Naaman, and the widow of Zarephath. He was alert to the

contemporary events, and He used them for illustrations, as

in the case of the Galileans whose blood Pilate mixed with

their sacrifices, and the 18 on whom the tower of Siloam fell.

He was exceptionally perceptive in the use of nature and the

common events of life for illustrating spiritual truth.

Jesus was a student of all times, and He was aware of

what was, what is, and what was to be. The point we are

emphasizing, however, is that He was this as a man and not

as God. He emptied Himself of His omniscience when He

became a man, and clearly took upon Himself the limitations

of finite intelligence. When He was a child in Nazareth He,

like Paul in Tarsus, spoke like a child, thought like a child,

and acted like a child, but as He matured He put away

childish things. Jesus had to develop His capacity just as all

men do. Percy Ainsworth said, "Nazareth was silent

concerning the great One who had stooped to share its lowly

life, because it did not know that He was great, or that He

had stooped." He was only an ordinary carpenter to them

until He began to express His wisdom and power in teaching

and miracles.

Jesus had wisdom superior to any man who ever lived.

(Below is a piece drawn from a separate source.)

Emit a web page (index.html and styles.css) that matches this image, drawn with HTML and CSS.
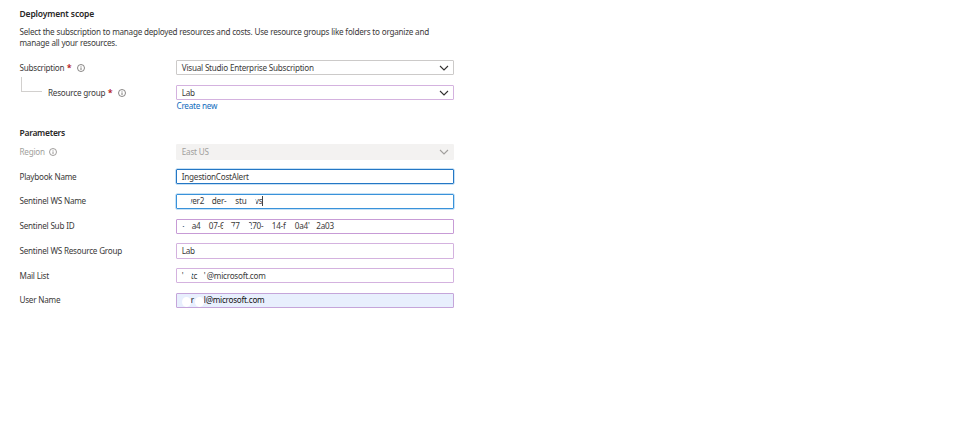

Solomon had this distinction before, but Jesus said a greater

than Solomon is here, and He was referring to Himself. His

wisdom and knowledge was supernatural in that it was often

beyond what even a perfect could know, but it was

nevertheless human knowledge in the sense that it was

possible only because of His perfect relationship to God.

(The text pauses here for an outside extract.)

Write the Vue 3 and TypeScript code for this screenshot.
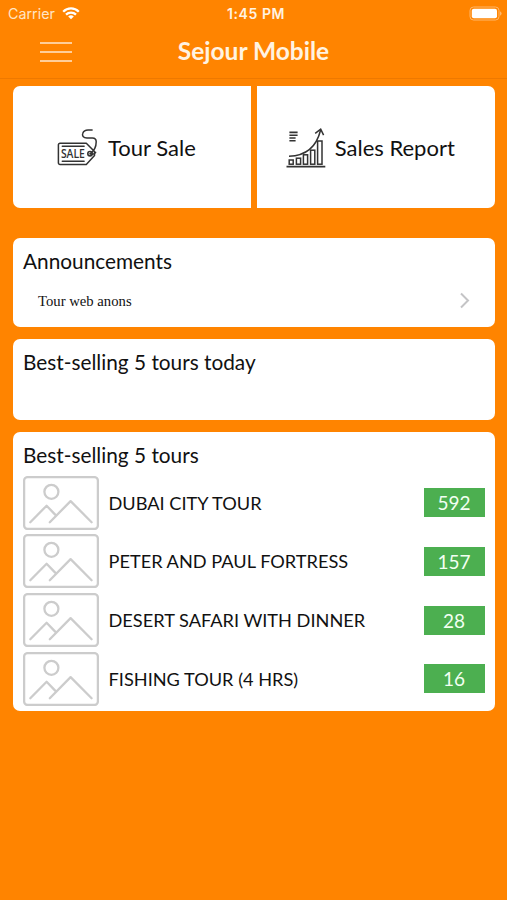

What I am saying is one of the paradoxes of Christ's

humanity. Both His growth and wisdom and His perfection

of wisdom demonstrate the full reality of His humanity. His

growth and limitation show Him to be like us, but His

perfection shows Him to beyond us, but as an ideal to which

we can strive, because He reached that point by developing

to its full capacity the relationship of one's humanity to God.

To put it simply, everything that Jesus did and knew which

was supernatural, He did as a man, and thus revealed the

possibilities of manhood in perfect relationship to God.

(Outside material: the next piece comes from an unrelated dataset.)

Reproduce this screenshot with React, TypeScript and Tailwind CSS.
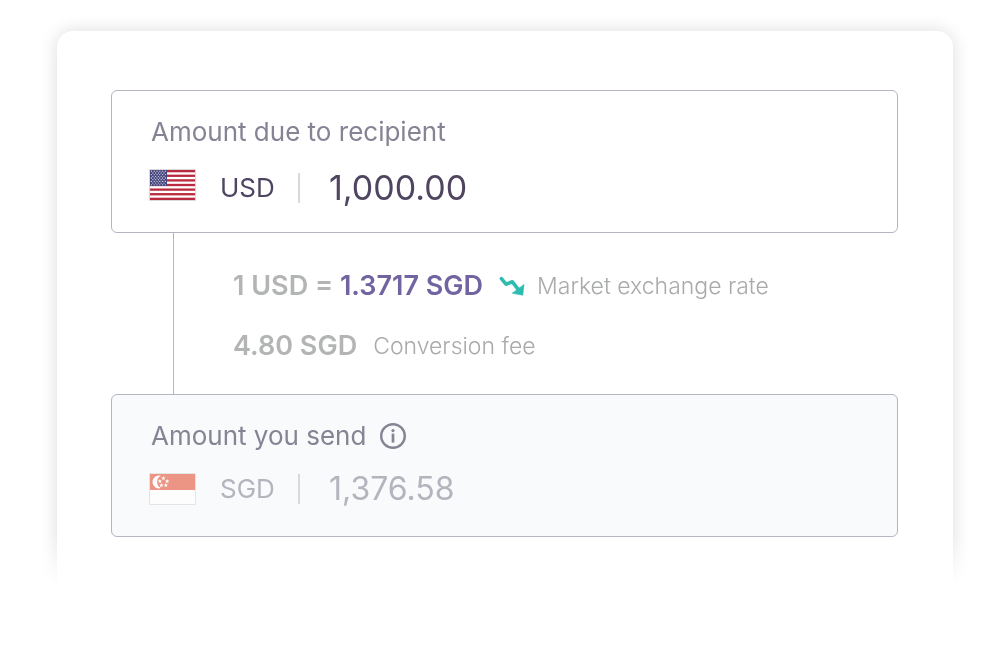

S. D. Gordon in Quiet Talks About Jesus states his view of

this same idea. He says of Jesus, "He was as truly human as

though only human....In His ability to read men's thoughts

and know their lives without finding out by ordinary means,

His knowledge ahead of coming events, His knowledge of and

control over nature, He clearly was more than the human we

know. Yet until we know more than we seem to now of the

proper powers of an unfallen man matured and growing in

the use and control of those powers we cannot draw here any

line between human and divine. But the whole presumption

is in favor of believing that in all of this Jesus was simply

exercising the proper human power which with Him were not

hurt by sin but ever increasing in use." This is all the more

likely when we consider that men who were imperfect and

sinners were endowed by God with supernatural knowledge

and power.

Men before and after Jesus did miracles, and foresaw the

future. Jesus said men after Him would do even greater

things than He did. Jesus demonstrated the great potential

of manhood in the realm of the mind if it is centered on God

and His will. The secret of the wisdom and power of Jesus

was in His total dependence upon God His Father. Listen to

His own words in John 5:19-20. "Truly, truly, I say to you,

the Son can do nothing of His own accord, but only what He

sees the Father doing, for what ever He does, that the Son

does likewise. For the Father loves the Son, and shows Him

all that He Himself is doing, and greater works than these

will He show Him, that you may marvel."

The perfect submission of His manhood to God allowed

His humanity to be an instrument of supernatural knowledge

and power. Knowledge in a human mind becomes a force for

God in the world when the mind is open to God's leading to

fulfill His purpose. If intellectuals are often fools, and

promoters of evil, it is not due to their being intellectuals, but

due to the lack of their vision of God and yieldedness to His


Jesus would have us learn all we can to the glory of God.

All knowledge can be so used. Jesus was a keen user of logic,

and He used it constantly in His teaching to persuade, and in

His arguments with His opponents. Jesus would have us

develop our minds as instruments for God's purpose, even as

He did. He said to His disciples that they should be wise as

serpents and harmless as doves. He urged men to come to

Him and learn of Him. He was the fulfillment of the ideal

man of the Old Testament. He was a man of knowledge and

wisdom. John says He was full of grace and truth. Paul says

that in Him are hid all the treasures of wisdom and

knowledge. The mind of Christ has had a great impact on

this world, greater than any other mind. His church has

done more to influence the intellectual development of

mankind than any other institution.

Bill Harvey wrote,

He never wrote a book with pen and ink,

But with His life, He caused more men to think

Then any other man. He never played

Upon an instrument, and yet He made

More hearts to sing and made more fingers glide

Along the string and ivory and guide

More melodies of praise to Him than all

The symphonies this world could e'er recall.

Neither architect nor artist He

Was ever called in rugged Galilee,

And yet, a steeple seldom points above

But what a builder has been thinking of

The Carpenter, the Craftsman of Ages.

He built and He is building yet, and sages

Who are wise still recognized this King

And say He's Lord of all; of everything.

He is Lord of our minds, and He commands us to love

God with all of our mind. Paul says that we are to let the

mind of Christ be in us. To learn of and submit to the mind

of the Master is to begin a journey toward the highest

possible intellectual development of your humanity.